The flight is reported as touching back down in London at around 6:53pm, having completed a whopping 4,600-mile round trip.

A spokesperson for British Airways told Fox News: "[The plane] landed safely and customers disembarked as normal."

"We've apologized to our customers for the disruption to their journey."

Passengers were also re-booked onto the next available flights from London to Houston by the airline and provided details on how to claim money back, as well as being set up with hotels for the night too.

As to why the flight didn't just keep going to Houston but turned around and traveled all the way back over the Atlantic Ocean to London, British Airways is reported as having a maintenance facility at London Heathrow and a British Airways pilot weighed in on the matter on the forum Flyer Talk.

They explained it sounds like there was 'an engine surge on engine two' of the plane which is typically 'self recovering'.

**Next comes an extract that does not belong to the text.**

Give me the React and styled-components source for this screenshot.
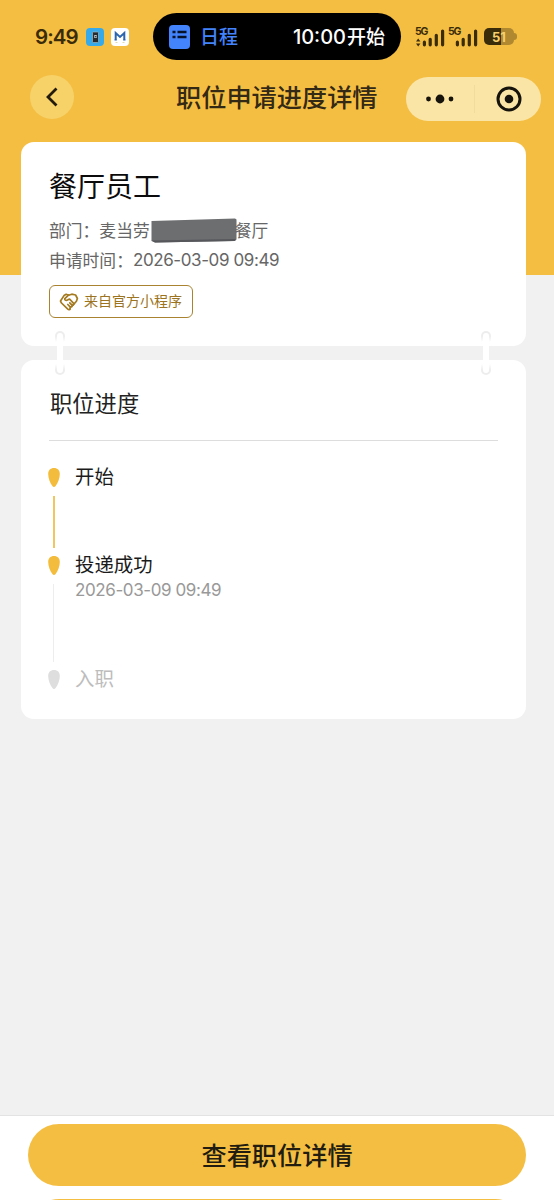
import React from 'react';
import styled, { createGlobalStyle } from 'styled-components';

const steps = [
  { title: '开始', height: 88, line: 52, active: true, lineActive: true },
  { title: '投递成功', time: '2026-03-09 09:49', height: 114, line: 78, active: true },
  { title: '入职', height: 30 },
];

const Signal = ({ arrows }) => (
  <svg width="31" height="22" viewBox="0 0 31 22">
    <text x="0" y="8.500" fontSize="10.5" fontWeight="700" fill="#3b2c09" fontFamily="Inter, sans-serif" textLength="13.5">5G</text>
    {arrows && <path d="M1 15.500L3.200 12.500l2.200 3zM1 17.500L3.200 20.500l2.200-3z" fill="#3b2c09" />}
    <path
      d="M9.400 16.200V18.800M15.200 13.300V18.800M21.300 9.300V18.800M27.600 5V18.800"
      stroke="#3b2c09"
      strokeWidth="3.200"
      strokeLinecap="round"
    />
  </svg>
);

const Pin = ({ active }) => (
  <svg width="12" height="19" viewBox="0 0 12 19">
    <path
      d="M6 0C2.400 0 .2 2.300.2 6c0 4 1.900 9 4.200 12 .9 1.200 2.300 1.200 3.200 0 2.300-3 4.200-8 4.200-12C11.800 2.300 9.600 0 6 0z"
      fill={active ? '#f4bc3c' : '#dedede'}
    />
  </svg>
);

const Handshake = () => (
  <svg width="20" height="18" viewBox="0 0 20 18" fill="none" stroke="#a47a20" strokeWidth="1.7" strokeLinecap="round" strokeLinejoin="round">
    <path d="M9.500 2.200L7.200 1.300 5 2.600 1.500 8l1 2 6.300 6.200c.9.800 1.900.5 2.300-.4" />
    <path d="M9.500 2.200L12.800 1.200l3.800.8 1.800 3.500-1 2.800-2.800 3.200" />
    <path d="M9.500 2.200L5.800 5.600c-.5 1.700 1.500 2.400 3.300 1l1.700-.4 3.800 4.200c.5 1.200-.5 2-1.500 1.500" />
    <path d="M10.800 9.800l2.400 2.500c.2 1.200-.6 1.800-1.500 1.500M8.800 11.500l2.300 2.300v2" />
  </svg>
);

const App = () => {
  return (
    <Page>
      <GlobalStyle />
      <StatusBar>
        <Clock>9:49</Clock>
        <AppIcons>
          <svg width="18" height="18" viewBox="0 0 18 18">
            <rect width="18" height="18" rx="4" fill="#35a9e9" />
            <rect x="6.500" y="4" width="6" height="10.500" rx=".8" fill="#252a30" stroke="#a3b7bf" strokeWidth=".7" />
            <path d="M8.200 7h2.600v3H8.200z" fill="#b8bec2" />
            <path d="M9 8h1.300v1.200H9z" fill="#354047" />
          </svg>
          <svg width="18" height="18" viewBox="0 0 18 18">
            <rect width="18" height="18" rx="4" fill="#fff" />
            <path d="M4.700 12V5L9 9l4.300-4v7" fill="none" stroke="#2b66ae" strokeWidth="2" />
            <path d="M3.500 12h2.300M12.200 12h2.300" stroke="#2b66ae" strokeWidth="1" />
            <path d="M4.500 14.500h2M11.500 14.500h2" stroke="#dfdcae" strokeWidth="1" />
          </svg>
        </AppIcons>
        <Island>
          <svg width="21" height="24" viewBox="0 0 21 24">
            <rect width="21" height="24" rx="4" fill="#4383fb" />
            <path d="M3.500 7h3M3.500 12h3M8.500 7h9M8.500 12h9" stroke="#06132b" strokeWidth="2.400" />
          </svg>
          <IslandLabel>日程</IslandLabel>
          <IslandTime>10:00<span>开始</span></IslandTime>
        </Island>
        <Signals>
          <Signal arrows />
          <Signal />
        </Signals>
        <Battery>
          <b>51</b>
          <BatteryTip />
        </Battery>
      </StatusBar>

      <NavBar>
        <BackButton>
          <svg width="14" height="20" viewBox="0 0 14 20">
            <path d="M11.500 1.500L3 10l8.500 8.500" fill="none" stroke="#241c0b" strokeWidth="2.800" />
          </svg>
        </BackButton>
        <NavTitle>职位申请进度详情</NavTitle>
        <Capsule>
          <svg width="28" height="10" viewBox="0 0 28 10" fill="#15130c">
            <circle cx="2.500" cy="5" r="2.400" />
            <circle cx="14" cy="5" r="4.400" />
            <circle cx="25" cy="5" r="2.400" />
          </svg>
          <Divider />
          <svg width="26" height="26" viewBox="0 0 26 26">
            <circle cx="13" cy="13" r="11" fill="none" stroke="#15130c" strokeWidth="3" />
            <circle cx="13" cy="13" r="4.300" fill="#15130c" />
          </svg>
        </Capsule>
      </NavBar>

      <Cards>
        <JobCard>
          <JobTitle>餐厅员工</JobTitle>
          <InfoRow>
            部门：麦当劳
            <svg width="86" height="26" viewBox="0 0 86 26">
              <path d="M.5 4L84 1.500l1.500 1v20l-2 1.500L4 25.500.500 24z" fill="#6d6e70" />
              <path d="M.5 23.500l83-1.500 1.500 1-1.500 1L4 25.500z" fill="#56575b" />
            </svg>
            餐厅
          </InfoRow>
          <InfoRow>
            申请时间：<Digits>2026-03-09 09:49</Digits>
          </InfoRow>
          <SourceTag>
            <Handshake />
            <span>来自官方小程序</span>
          </SourceTag>
        </JobCard>
        <ProgressCard>
          <Link $x="34px" />
          <Link $x="460px" />
          <SectionTitle>职位进度</SectionTitle>
          <Timeline>
            {steps.map((step) => (
              <Step key={step.title} $height={step.height}>
                <Track>
                  <Pin active={step.active} />
                  {step.line && <Line $height={step.line} $active={step.lineActive} />}
                </Track>
                <StepText>
                  <StepTitle $active={step.active}>{step.title}</StepTitle>
                  {step.time && <StepTime>{step.time}</StepTime>}
                </StepText>
              </Step>
            ))}
          </Timeline>
        </ProgressCard>
      </Cards>

      <Footer>
        <DetailButton>查看职位详情</DetailButton>
        <DetailButton />
      </Footer>
    </Page>
  );
};

export default App;


const GlobalStyle = createGlobalStyle`
  * {
    box-sizing: border-box;
  }
  body {
    margin: 0;
    font-family: 'Noto Sans CJK SC', sans-serif;
  }
  svg {
    display: block;
    flex-shrink: 0;
  }
`
const Page = styled.div`
  width: 554px;
  height: 1200px;
  display: flex;
  flex-direction: column;
  overflow: hidden;
  background: linear-gradient(#f4be43 275px, #f1f1f1 275px);
`
const StatusBar = styled.div`
  height: 73px;
  padding-left: 35px;
  display: flex;
  align-items: center;
  color: #3b2c09;
`
const Clock = styled.div`
  width: 51px;
  font-family: Inter, sans-serif;
  font-size: 20.5px;
  font-weight: 600;
  letter-spacing: -0.9px;
`
const AppIcons = styled.div`
  width: 67px;
  display: flex;
  gap: 7px;
`
const Island = styled.div`
  width: 248px;
  height: 47px;
  padding: 0 16px;
  display: flex;
  align-items: center;
  border-radius: 24px;
  background: #000;
  font-size: 19px;
  font-weight: 500;
`
const IslandLabel = styled.div`
  margin-left: 10px;
  padding-bottom: 2px;
  color: #4383fb;
`
const IslandTime = styled.div`
  margin-left: auto;
  padding-bottom: 2px;
  color: #fff;
  font-family: Inter, 'Noto Sans CJK SC', sans-serif;
  font-size: 20px;
  white-space: nowrap;
  span {
    margin-left: 1px;
    font-size: 19px;
  }
`
const Signals = styled.div`
  margin-left: 14px;
  display: flex;
  gap: 2px;
`
const Battery = styled.div`
  width: 30px;
  height: 17px;
  margin-left: 5px;
  display: flex;
  align-items: center;
  border-radius: 5px;
  background: linear-gradient(90deg, #3b2c09 17px, #af8830 17px);
  color: #f4cf6d;
  font-family: Inter, sans-serif;
  font-size: 13px;
  b {
    width: 30px;
    flex-shrink: 0;
    text-align: center;
  }
`
const BatteryTip = styled.div`
  width: 3px;
  height: 7px;
  flex-shrink: 0;
  border-radius: 0 3px 3px 0;
  background: #af8830;
`
const NavBar = styled.div`
  height: 69px;
  padding: 2px 13px 0 30px;
  display: flex;
  align-items: flex-start;
`
const BackButton = styled.div`
  width: 44px;
  height: 44px;
  display: flex;
  align-items: center;
  justify-content: center;
  border-radius: 50%;
  background: #f7d269;
`
const NavTitle = styled.div`
  margin-left: 102px;
  color: #332914;
  font-size: 25.2px;
  font-weight: 500;
  line-height: 42px;
  white-space: nowrap;
`
const Capsule = styled.div`
  width: 135px;
  height: 44px;
  margin: 2px 0 0 auto;
  padding: 0 19px 0 20px;
  display: flex;
  align-items: center;
  justify-content: space-between;
  border-radius: 22px;
  background: #fae5a6;
`
const Divider = styled.div`
  width: 1px;
  height: 28px;
  margin-right: 2px;
  background: #f1dc9e;
`
const Cards = styled.div`
  padding: 0 28px 0 21px;
  display: flex;
  flex-direction: column;
  gap: 14px;
`
const JobCard = styled.div`
  height: 204px;
  padding: 24px 28px 0;
  border-radius: 13px;
  background: #fff;
`
const JobTitle = styled.div`
  height: 49px;
  color: #0b0b0b;
  font-size: 28px;
  line-height: 38px;
`
const InfoRow = styled.div`
  height: 30px;
  display: flex;
  align-items: center;
  color: #666;
  font-size: 16.8px;
  white-space: nowrap;
  svg {
    margin: 0 -2px 0 1px;
  }
`
const Digits = styled.span`
  font-family: Inter, sans-serif;
  font-size: 17px;
  letter-spacing: -0.4px;
`
const SourceTag = styled.div`
  width: 144px;
  height: 33px;
  margin-top: 10px;
  padding-left: 9px;
  display: flex;
  align-items: center;
  gap: 5px;
  border: 1px solid #a98330;
  border-radius: 6px;
  color: #9c7421;
  font-size: 14px;
  white-space: nowrap;
  span {
    padding-bottom: 3px;
  }
`
const ProgressCard = styled.div`
  position: relative;
  height: 359px;
  padding: 0 28px;
  border-radius: 13px;
  background: #fff;
`
// rings that hold the two cards together
const Link = styled.div`
  position: absolute;
  top: -29px;
  left: ${props => props.$x};
  width: 10px;
  height: 44px;
  padding: 2px;
  border-radius: 5px;
  background: linear-gradient(#ededed 5px, transparent 11px, transparent 33px, #ededed 39px);
  &::after {
    content: '';
    display: block;
    height: 40px;
    border-radius: 3px;
    background: #fff;
  }
`
const SectionTitle = styled.div`
  height: 81px;
  padding-left: 1px;
  border-bottom: 1px solid #ddd;
  color: #222;
  font-size: 22.3px;
  line-height: 84px;
`
const Timeline = styled.div`
  padding-top: 27px;
`
const Step = styled.div`
  height: ${props => props.$height}px;
  display: flex;
  gap: 15px;
`
const Track = styled.div`
  width: 12px;
  margin-left: -1px;
  display: flex;
  flex-direction: column;
  align-items: center;
  gap: 9px;
`
const Line = styled.div`
  width: ${props => props.$active ? 2 : 1}px;
  height: ${props => props.$height}px;
  margin-right: 1px;
  background: ${props => props.$active ? '#f1c55f' : '#ededed'};
`
const StepText = styled.div`
  margin-top: -1px;
`
const StepTitle = styled.div`
  color: ${props => props.$active ? '#1b1b1b' : '#bdbdbd'};
  font-size: 19.4px;
  line-height: 18px;
`
const StepTime = styled.div`
  margin-top: 7px;
  color: #999;
  font-family: Inter, sans-serif;
  font-size: 17px;
  letter-spacing: -0.4px;
  line-height: 20px;
`
const Footer = styled.div`
  height: 85px;
  margin-top: auto;
  padding: 8px 28px 0;
  display: flex;
  flex-direction: column;
  gap: 13px;
  border-top: 1px solid #e3e3e3;
  background: #fff;
`
const DetailButton = styled.div`
  height: 62px;
  flex-shrink: 0;
  border-radius: 31px;
  background: #f4be43;
  color: #211c0f;
  font-size: 25.2px;
  font-weight: 500;
  line-height: 60px;
  text-align: center;
`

However, they noted while this means it was not an 'immediate concern' for the current flight, it was 'of concern for the subsequent' flights booked on that specific aircraft after.

The pilot believes that because of a contract between Rolls Royce and British Airways, there may have been 'direct input from the RR team in Derby' - the plane's engine was reportedly manufactured by Rolls Royce.

UNILAD has contacted British Airways and Rolls Royce for comment.